Some cheese (with that whine)
Here's what I've learned thus far from my recent -- albeit fleeting, and as of yet unmanifest -- brush with modest success:
It doesn't matter what you've done in your life. It doesn't matter how fucked up things have been for you, or how many piece of shit jobs you've worked, or how much you've struggled to get where you are. It doesn't matter that you had the shit kicked out of you, weekly, until you graduated high school and moved the fuck out. It doesn't even matter if every single person you know, even those who've hated your fucking guts for years, would say you've been through enough to have earned yourself a break. No. None of this matters.
You know why? Because somewhere, someone's going to hate you simply because you have something they don't. No other rationale needed. The fact that something good actually happened to you cancels out anything you've ever done in life, and you're back to square one because that something's been 'handed' to you. They deserve it, and you don't, simply because they're them, and you're you. Your scars? Your calluses?
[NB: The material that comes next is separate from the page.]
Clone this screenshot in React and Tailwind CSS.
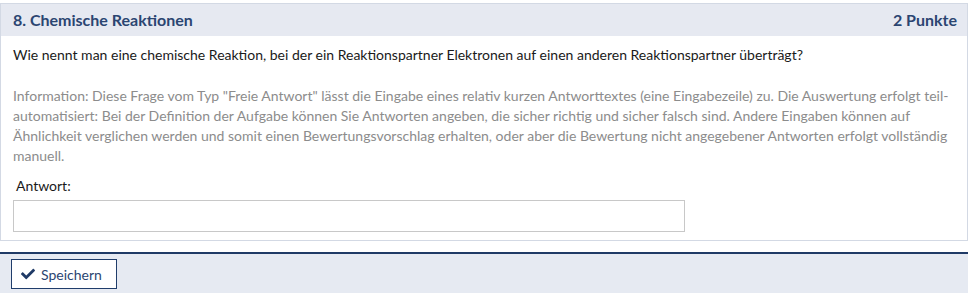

The fucked up, crackling, perpetually achy manual laborer's body that can predict the weather two days in advance? The fact that until a few short months ago you were resigned to the notion that yours was doomed to forever be a "life of quiet desperation?" Makes no fucking difference to them.
The people you've buried? That visit to the cemetery every last Sunday of the month? That's St. Raymond's in the Bronx if you ever want to see who I am. I'm usually there around noon to tend the area around the headstones, plural. I'm hard to miss, because I usually sit there for a while, rain or shine, talking to myself. Been doing that for fourteen years now, at least when I'm in New York. Haven't always been, though. Worked away from here for a while and lived somewhere else, and that was pretty fucking unpleasant, too. Doesn't matter, though. All some people see is that you've come across something good, or lucky, or even earned, and they'll be damned if you actually deserve it.
So, yeah, cubicle-cockring, I'm sorry I don't sit around waxing poetic about my toaster oven and my Blackberry and the line at Starbucks. I've been too busy out here, where the buildings grow in crooked, living my life. You think you've earned this spot? Wanna trade places? Fine, but you get the baggage, too.
Deal with it if you think book contracts erase memories.